WHAT IS NEEDED =>
Carry none of the pictures over; set down the material below exactly.

INFORMATION SUPPLIED =>

------------------------------

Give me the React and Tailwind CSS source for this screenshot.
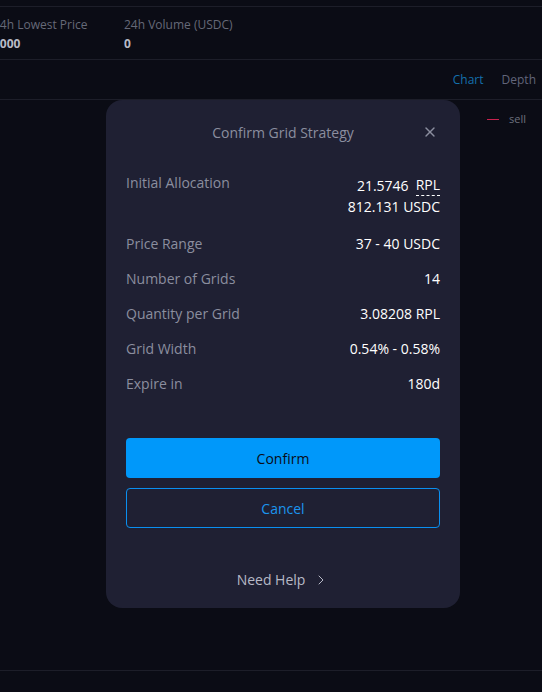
import { X, ChevronRight } from "lucide-react";

const rows = [
  { label: "Price Range", value: "37 - 40 USDC" },
  { label: "Number of Grids", value: "14" },
  { label: "Quantity per Grid", value: "3.08208 RPL" },
  { label: "Grid Width", value: "0.54% - 0.58%" },
  { label: "Expire in", value: "180d" },
];

const App = () => {
  return (
    <main
      className="relative h-[692px] w-[542px] overflow-hidden bg-[#0b0c15] text-white"
      style={{ fontFamily: '"Open Sans", "Noto Sans", sans-serif' }}
    >
      <div className="h-[7px] border-b border-[#1d1e29]"></div>

      {/* market stats */}
      <div className="flex h-[53px] border-b border-[#1d1e29] pt-[8px] text-[12px]">
        <div className="ml-[-7px] w-[131px]">
          <div className="leading-[20px] text-[#666978]">24h Lowest Price</div>
          <div className="font-bold leading-[18px] text-[#b8bac6]">0000</div>
        </div>
        <div>
          <div className="leading-[20px] text-[#666978]">24h Volume (USDC)</div>
          <div className="font-bold leading-[18px] text-[#b8bac6]">0</div>
        </div>
      </div>

      {/* tabs */}
      <div className="flex h-[40px] items-center justify-end gap-[18px] border-b border-[#1d1e29] pr-[6px] text-[12px]">
        <span className="text-[#1470ad]">Chart</span>
        <span className="text-[#62657a]">Depth</span>
      </div>

      {/* chart area */}
      <div className="flex h-[571px] items-start justify-end border-b border-[#1d1e29] pr-[16px] pt-[11px]">
        <div className="flex items-center gap-[10px] text-[11px] text-[#6d707e]">
          <span className="block h-[1px] w-[12px] shrink-0 bg-[#c8224e]"></span>
          <span>sell</span>
        </div>
      </div>

      {/* modal */}
      <div className="absolute left-[106px] top-[100px] flex h-[508px] w-[354px] flex-col rounded-[16px] bg-[#1f2033] px-[20px]">
        <div className="relative flex h-[64px] items-center justify-center pt-[1px]">
          <span className="text-[14px] text-[#8b8e9f]">Confirm Grid Strategy</span>
          <X className="absolute right-[2px] top-[24px] h-[16px] w-[16px] text-[#8b8e9f]" strokeWidth={2} />
        </div>

        <div className="flex flex-col text-[14px]">
          <div className="flex h-[70px] justify-between pt-[9px]">
            <span className="leading-[20px] text-[#8b8e9f]">Initial Allocation</span>
            <div className="flex flex-col items-end pt-[3px]">
              <div className="flex leading-[20px]">
                <span>21.5746</span>
                <span className="ml-[7px] border-b border-dashed border-white leading-[18px]">RPL</span>
              </div>
              <span className="leading-[22px]">812.131 USDC</span>
            </div>
          </div>
          {rows.map((row) => (
            <div key={row.label} className="flex h-[35px] items-start justify-between">
              <span className="leading-[20px] text-[#8b8e9f]">{row.label}</span>
              <span className="leading-[20px]">{row.value}</span>
            </div>
          ))}
        </div>

        <button className="mt-[29px] h-[40px] w-full rounded-[4px] bg-[#0098fa] text-[14px] text-[#0b0c15]">
          Confirm
        </button>
        <button className="mt-[10px] h-[40px] w-full rounded-[4px] border border-[#0a8ff0] text-[14px] text-[#1b95ee]">
          Cancel
        </button>

        <div className="mt-[41px] flex items-center justify-center gap-[8px] text-[14px] text-[#b7b9c6]">
          <span>Need Help</span>
          <ChevronRight className="h-[16px] w-[16px]" strokeWidth={1.5} />
        </div>
      </div>
    </main>
  );
};

export default App;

------------------------------

THE RESULT =>
Give me the React and Tailwind CSS source for this screenshot.
import { X, ChevronRight } from "lucide-react";

const rows = [
  { label: "Price Range", value: "37 - 40 USDC" },
  { label: "Number of Grids", value: "14" },
  { label: "Quantity per Grid", value: "3.08208 RPL" },
  { label: "Grid Width", value: "0.54% - 0.58%" },
  { label: "Expire in", value: "180d" },
];

const App = () => {
  return (
    <main
      className="relative h-[692px] w-[542px] overflow-hidden bg-[#0b0c15] text-white"
      style={{ fontFamily: '"Open Sans", "Noto Sans", sans-serif' }}
    >
      <div className="h-[7px] border-b border-[#1d1e29]"></div>

      {/* market stats */}
      <div className="flex h-[53px] border-b border-[#1d1e29] pt-[8px] text-[12px]">
        <div className="ml-[-7px] w-[131px]">
          <div className="leading-[20px] text-[#666978]">24h Lowest Price</div>
          <div className="font-bold leading-[18px] text-[#b8bac6]">0000</div>
        </div>
        <div>
          <div className="leading-[20px] text-[#666978]">24h Volume (USDC)</div>
          <div className="font-bold leading-[18px] text-[#b8bac6]">0</div>
        </div>
      </div>

      {/* tabs */}
      <div className="flex h-[40px] items-center justify-end gap-[18px] border-b border-[#1d1e29] pr-[6px] text-[12px]">
        <span className="text-[#1470ad]">Chart</span>
        <span className="text-[#62657a]">Depth</span>
      </div>

      {/* chart area */}
      <div className="flex h-[571px] items-start justify-end border-b border-[#1d1e29] pr-[16px] pt-[11px]">
        <div className="flex items-center gap-[10px] text-[11px] text-[#6d707e]">
          <span className="block h-[1px] w-[12px] shrink-0 bg-[#c8224e]"></span>
          <span>sell</span>
        </div>
      </div>

      {/* modal */}
      <div className="absolute left-[106px] top-[100px] flex h-[508px] w-[354px] flex-col rounded-[16px] bg-[#1f2033] px-[20px]">
        <div className="relative flex h-[64px] items-center justify-center pt-[1px]">
          <span className="text-[14px] text-[#8b8e9f]">Confirm Grid Strategy</span>
          <X className="absolute right-[2px] top-[24px] h-[16px] w-[16px] text-[#8b8e9f]" strokeWidth={2} />
        </div>

        <div className="flex flex-col text-[14px]">
          <div className="flex h-[70px] justify-between pt-[9px]">
            <span className="leading-[20px] text-[#8b8e9f]">Initial Allocation</span>
            <div className="flex flex-col items-end pt-[3px]">
              <div className="flex leading-[20px]">
                <span>21.5746</span>
                <span className="ml-[7px] border-b border-dashed border-white leading-[18px]">RPL</span>
              </div>
              <span className="leading-[22px]">812.131 USDC</span>
            </div>
          </div>
          {rows.map((row) => (
            <div key={row.label} className="flex h-[35px] items-start justify-between">
              <span className="leading-[20px] text-[#8b8e9f]">{row.label}</span>
              <span className="leading-[20px]">{row.value}</span>
            </div>
          ))}
        </div>

        <button className="mt-[29px] h-[40px] w-full rounded-[4px] bg-[#0098fa] text-[14px] text-[#0b0c15]">
          Confirm
        </button>
        <button className="mt-[10px] h-[40px] w-full rounded-[4px] border border-[#0a8ff0] text-[14px] text-[#1b95ee]">
          Cancel
        </button>

        <div className="mt-[41px] flex items-center justify-center gap-[8px] text-[14px] text-[#b7b9c6]">
          <span>Need Help</span>
          <ChevronRight className="h-[16px] w-[16px]" strokeWidth={1.5} />
        </div>
      </div>
    </main>
  );
};

export default App;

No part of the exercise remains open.